Not all countries are as tolerant. China's central bank stopped financial institutions from conducting bitcoin transactions on Dec. 5, and later barred BTC China, at the time the world's largest bitcoin exchange, from accepting customer deposits in yuan. Bitcoin's price halved as speculators bet that China would ban the currency altogether.

According to Ms. Englund, those fears are groundless. "China is tapping on the brakes, and what they did is responsible," she says. "We say the same thing: Don't put your life savings in bitcoin."

The foundation has recently met with China's central bank to "educate them," although Ms. Englund insists: "We've never approached them. They're reaching out to us."
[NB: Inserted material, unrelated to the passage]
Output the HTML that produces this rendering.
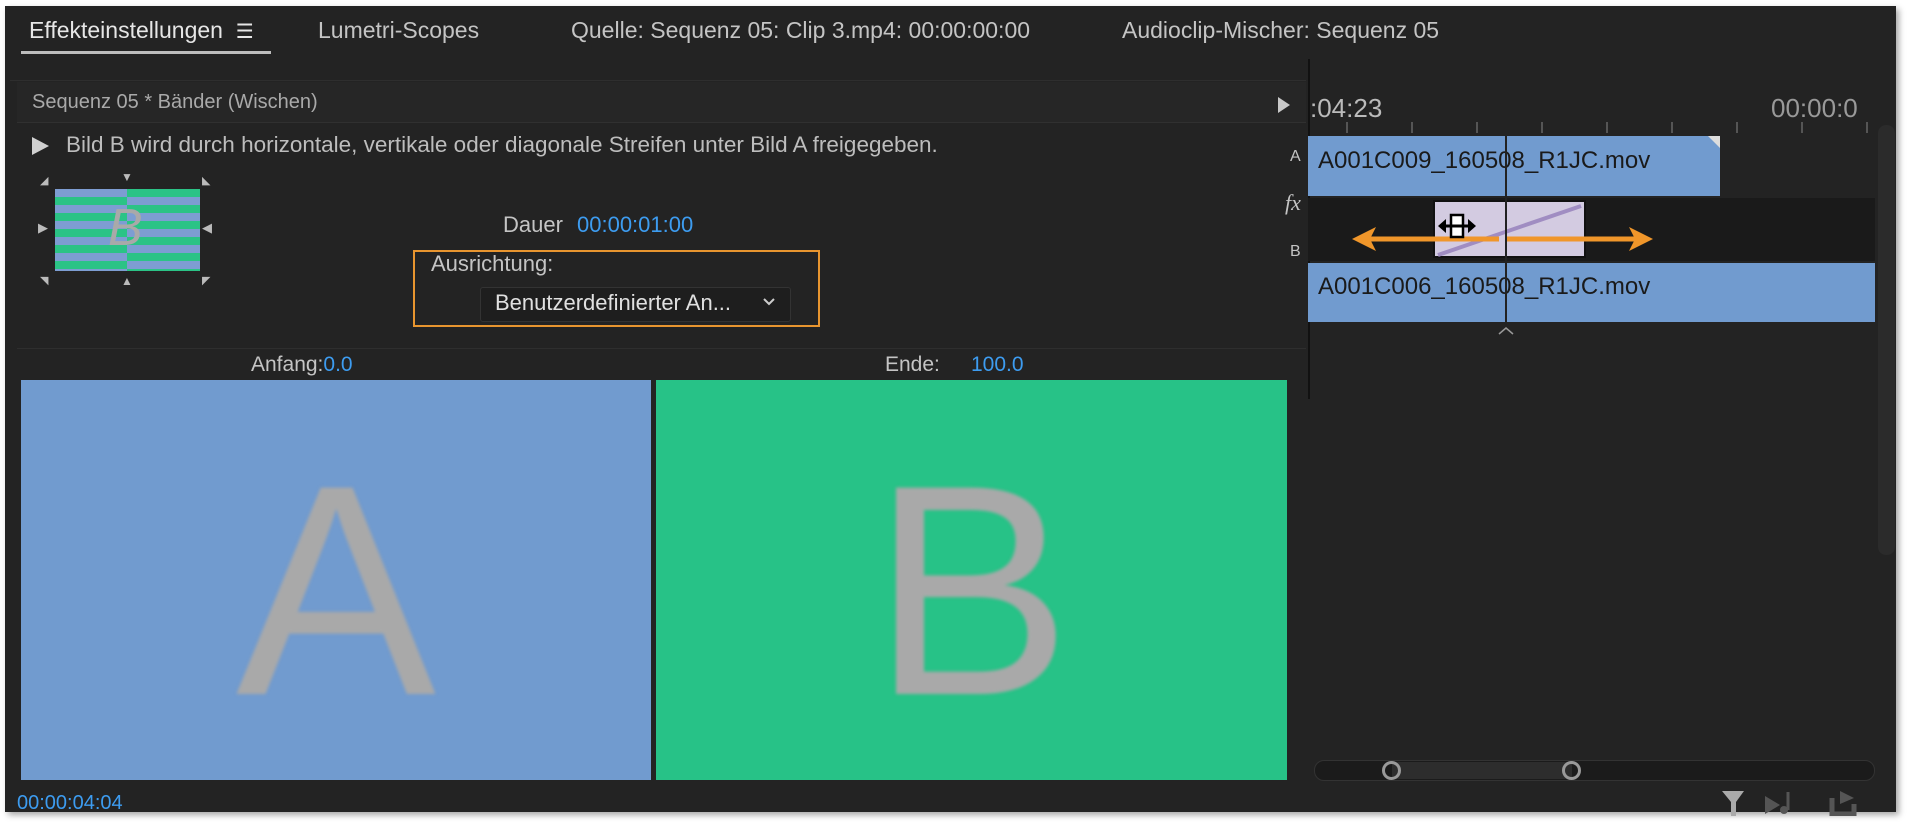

Not everyone in the bitcoin community is thrilled by the group's growing status as the voice of a currency that is built to be outside the control of any central body. "There's a lot of libertarians in the bitcoin realm," said Anthony Di Iorio, executive director of the Bitcoin Alliance of Canada. "When they see [the Bitcoin Foundation] talking with government, they are not happy."

The number of businesses around the world that accept bitcoin payments remains meagre, but has ballooned to 2,467 from 552 at the start of November. One roadblock to the currency's wider adoption is its wild swings in value. Since last January, the price of a bitcoin has shot from $14 (U.S.) to $939, but with major turbulence along way. The price peaked at around $1,200 in early December, then plummeted near $600 the following week on fears of a Chinese crackdown.

Ms. Englund grows uneasy when discussing the investment aspect of bitcoin. "Bitcoin is trading like an early stage tech stock," she said. "Right now, it's volatile … eventually, it will even out."

She says the foundation views bitcoins as a complement to more traditional currencies, not as a replacement for them.

"The true definition of bitcoin is an open source protocol for transferring value over the Internet," she says. "That's never been done before."

Scientists consider the technology behind bitcoin to be revolutionary: It automatically validates transactions, eliminating the need for a third party to oversee transactions.

The foundation hopes bitcoin will provide a cheaper, easier way to send money across the world, thereby disrupting existing payment systems such as those offered by Western Union and traditional banks.

"Yeah, investors and entrepreneurs are going to make a ton of money," Ms. Englund says. "But the real goal of bitcoin is financial inclusion for the poor. Not just Africa. We're talking about Americans who can't get banking because they are too poor."

Bitcoin made easy

The world's second bitcoin ATM will open in Toronto on Monday, joining one that launched in Vancouver in October.

The new machine is located at 64 Spadina Ave., inside a four-storey building intended to become an incubator for bitcoin entrepreneurs.

"Bitcoin is the easiest, fastest way to send money anywhere in the world, and the ATM is the easiest way to buy bitcoins," said Anthony Di Iorio, executive director of the Bitcoin Alliance of Canada and operator of the ATM. "Eventually, there's going to be bitcoin ATMs all over the place."

The working space, named Bitcoin Decentral, will offer permanent and temporary desks for bitcoin businesses.

Purchasing bitcoins online can be a complicated endeavour. The ATM aims to streamline the process. When someone places an order through the ATM, the machine automatically buys bitcoins through an online exchange.

Mr. Di Iorio says he has another five ATMs on order. While he doesn't have a prediction for demand in Toronto, the Vancouver ATM brought in $1-million in its first month.